Kaffir Boy Setting

Where It All Goes Down

Alexandra, South Africa, 1960s and 1970s

Mark Mathabane spends a lot of time explaining the setting of Kaffir Boy. Because the world of black South Africa was off-limits to whites (except policemen) throughout the apartheid era of 1948 to 1994, Mark wanted to be sure that readers had a thorough picture of the poverty and oppression that blacks endured. Alexandra was one of South Africa's blacks townships, nestled near Johannesburg. As such, it was a spot marked for demolition by the authorities that wanted to replace the small homes and shacks with single-sex dormitories. The destruction was never completed due to wide spread protest. But the inhabitants of Alexandra were under constant threat of losing their homes.

Alexandra was an area marked off for blacks to live, but blacks still needed "permission" from the authorities to live there. And this permission was almost impossible to get. In order to live there, an individual black man or woman had to have a job in the city. In order to have a job in the city, they had to have permission to go job-hunting. Those who arrived from the reserves (areas set aside for different ethnicities) had a ten-day period to find a job before they were considered illegal squatters, at which point they could be jailed, deported back to the reserves, or sent to do hard labor on a white farm. Because getting a pass and keeping it in order was made next to impossible by the authorities, many families were living illegally in Alexandra, including Mark's family.

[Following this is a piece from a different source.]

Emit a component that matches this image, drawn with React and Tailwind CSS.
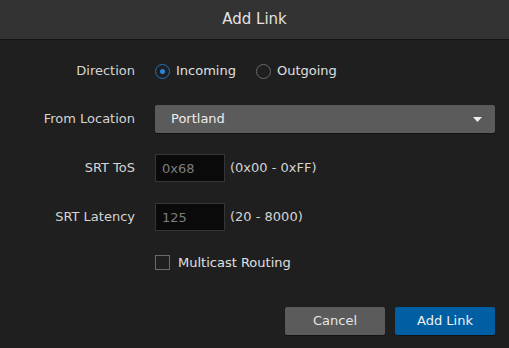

Mathabane refuses to call Alexandra a "township," suggesting that this term offers it too much legitimacy. Instead, he prefers the term "ghetto." The term "ghetto" was first used to describe an area marked off for Jews in Venice, Italy. It became popular during World War II, and was used to refer to the areas reserved for Jews in Nazi-occupied Europe.

Mark also spends some times in areas reserved for whites during the course of Kaffir Boy. His first visit is when he's a young boy, and he's awed by the manicured gardens and homes that look like mansions compared to his own shack. He also learns to enjoy the fabulous tennis courts reserved for whites.